The current rescue measures for Greece are scheduled to end in 2014. By 2015, the country is meant to get access to private capital again. But few believe that this can be achieved. “Greece’s sovereign debt is still extremely high,” says Jens Boysen-Hogrefe of the Kiel Institute for the World Economy. “It will be very difficult to borrow fresh money at sustainable interest rates.”
High debt rate
This year the country’s debt rose to 169 percent of GDP, so the country’s liabilities surpassed its economic performance by two thirds. The debt rate is expected to rise to 179 percent in 2013 and decline to 152 percent in 2017, according to the International Monetary Fund (IMF). Economists regard sovereign debts which exceed 120 percent of GDP as unsustainable.
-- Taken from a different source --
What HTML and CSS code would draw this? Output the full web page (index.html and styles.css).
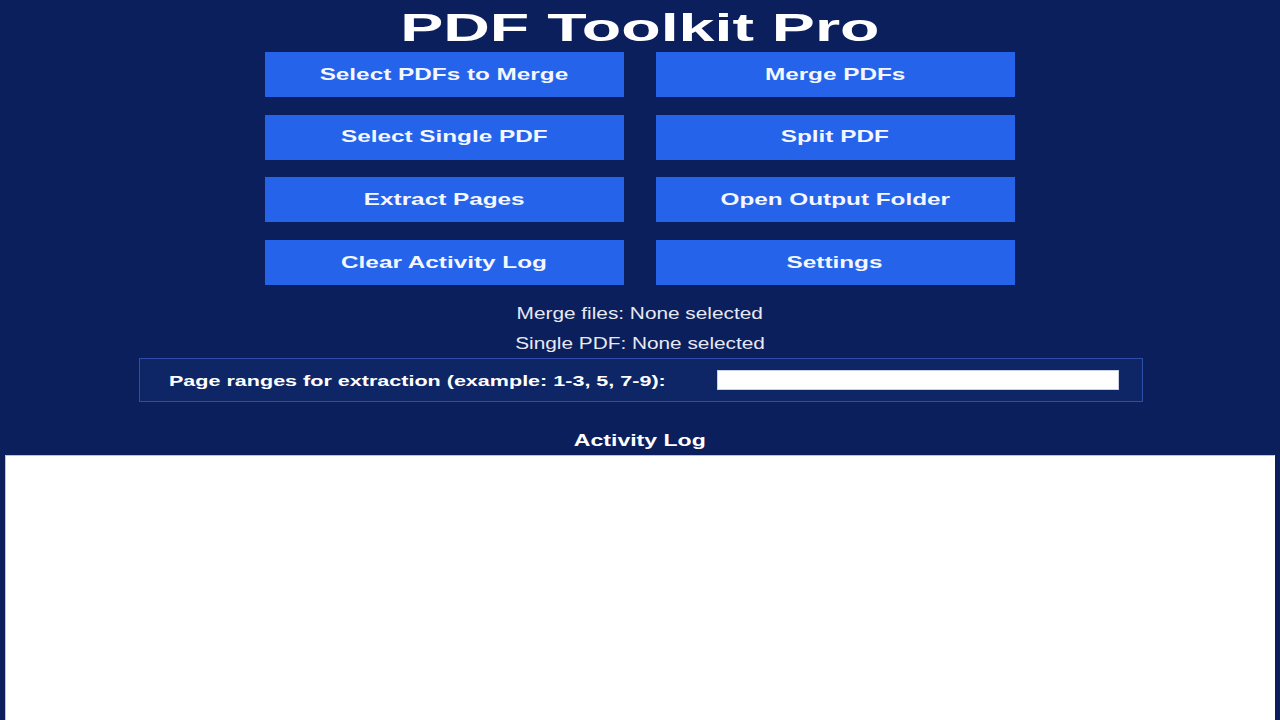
FILE: index.html
```html
<!DOCTYPE html>
<html lang="en">
<head>
<meta charset="utf-8">
<title>PDF Toolkit Pro</title>
<link rel="stylesheet" href="styles.css">
</head>
<body>
<main class="app">
  <h1 class="title"><span class="wide">PDF Toolkit Pro</span></h1>
  <div class="actions">
    <button class="btn"><span class="wide">Select PDFs to Merge</span></button>
    <button class="btn"><span class="wide">Merge PDFs</span></button>
    <button class="btn"><span class="wide">Select Single PDF</span></button>
    <button class="btn"><span class="wide">Split PDF</span></button>
    <button class="btn"><span class="wide">Extract Pages</span></button>
    <button class="btn"><span class="wide">Open Output Folder</span></button>
    <button class="btn"><span class="wide">Clear Activity Log</span></button>
    <button class="btn"><span class="wide">Settings</span></button>
  </div>
  <p class="status first"><span class="wide">Merge files: None selected</span></p>
  <p class="status"><span class="wide">Single PDF: None selected</span></p>
  <div class="range-box">
    <label class="range-label" for="ranges"><span class="wide">Page ranges for extraction (example: 1-3, 5, 7-9):</span></label>
    <input class="range-input" id="ranges" type="text">
  </div>
  <h2 class="log-title"><span class="wide">Activity Log</span></h2>
  <textarea class="log" aria-label="Activity Log"></textarea>
</main>
</body>
</html>
```

FILE: styles.css
```css
html, body {
  margin: 0;
  padding: 0;
}

body {
  width: 1280px;
  height: 720px;
  overflow: hidden;
  background: #0b1f5c;
  font-family: "Liberation Sans", Arial, sans-serif;
  color: #ffffff;
}

.app {
  display: flex;
  flex-direction: column;
  align-items: center;
}

.wide {
  display: inline-block;
  white-space: nowrap;
  transform-origin: center center;
}

.title {
  margin: 0;
  height: 48px;
  padding-top: 4px;
  line-height: 48px;
  font-size: 39px;
  font-weight: bold;
  text-align: center;
  color: #ffffff;
}

.title .wide {
  transform: scaleX(1.655);
}

.actions {
  display: grid;
  grid-template-columns: 359px 359px;
  column-gap: 32px;
  row-gap: 17.7px;
  margin-right: 1px;
}

.btn {
  height: 45px;
  padding: 0;
  border: none;
  border-radius: 0;
  background: #2563eb;
  color: #f4f7ff;
  font-family: "Liberation Sans", Arial, sans-serif;
  font-size: 17px;
  font-weight: bold;
  text-align: center;
  cursor: pointer;
}

.btn .wide {
  transform: scaleX(1.43);
}

.status {
  margin: 0;
  height: 30px;
  line-height: 30px;
  font-size: 16px;
  color: #e6e9f2;
  text-align: center;
}

.status.first {
  margin-top: 14px;
}

.status + .range-box {
  margin-top: -1px;
}

.status .wide {
  transform: scaleX(1.3);
}

.range-box {
  box-sizing: border-box;
  width: 1004px;
  height: 44px;
  margin-left: 1px;
  display: flex;
  align-items: center;
  justify-content: space-between;
  padding: 0 23px 0 29px;
  border: 1px solid #2d4ea6;
  background: #0f2666;
}

.range-label {
  font-size: 15px;
  font-weight: bold;
  color: #ffffff;
}

.range-label .wide {
  transform-origin: left center;
  transform: scaleX(1.436);
}

.range-input {
  box-sizing: border-box;
  width: 402px;
  height: 20px;
  margin: 0;
  padding: 0 4px;
  border: 1px solid #c9d0e6;
  background: #ffffff;
  outline: none;
}

.log-title {
  margin: 24px 0 0 0;
  height: 30px;
  line-height: 30px;
  font-size: 16px;
  font-weight: bold;
  color: #ffffff;
  text-align: center;
}

.log-title .wide {
  transform: scaleX(1.44);
}

.log {
  box-sizing: border-box;
  display: block;
  width: 1270px;
  height: 290px;
  margin: -1px 0 0 0;
  padding: 4px;
  border: 1px solid #b8c2e8;
  border-right-color: #ffffff;
  border-bottom: none;
  background: #ffffff;
  resize: none;
  outline: none;
}
```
At the same time the Greek economy keeps declining. Within the last four years it shrank by 20 percent, this year a further reduction by 6.5 percent is estimated. Without growth Greece will be unable to reduce its debts, in spite of severe cuts in public spending.
Merkel is widely perceived by Greeks as the main force behind the tough austerity measures the country has been going through in the past few years. Even though Mr. Samaras proclaimed the chancellor’s visit meant an “end to Greece’s international isolation,” it is unlikely she won over any of the protesters, given that she had warm words – “My wish is for Greece to stay in the eurozone” – but no announcements of further financial help for the Greeks.
At home Merkel has just entered the battle for re-election next year. The Social Democrats, her main opposition in Germany’s political landscape, have nominated their candidate for the chancellery, Peer Steinbrück. A former finance minister in Merkel’s first cabinet between 2005 and 2009, Mr. Steinbrück is widely credited with steering the German economy relatively unscathed through the global banking crisis of 2008.
And Merkel faces increasing opposition to her eurozone policy within her own ranks. Alexander Dobrindt, general secretary of the CSU party, part of Merkel’s coalition government, was the latest of her allies to forecast an imminent Greek exit from the eurozone. “There is no other way,” Mr. Dobrindt told popular tabloid newspaper Bild. “Greece will exit in 2013.”
But Merkel fears the ripple effect of such an exit. “As a trained scientist, she knows a thing or two about chain reactions,” says Michael Spreng, blogger and political analyst. “She likes to be in control. And Greece has become an risk factor on her way to re-election.”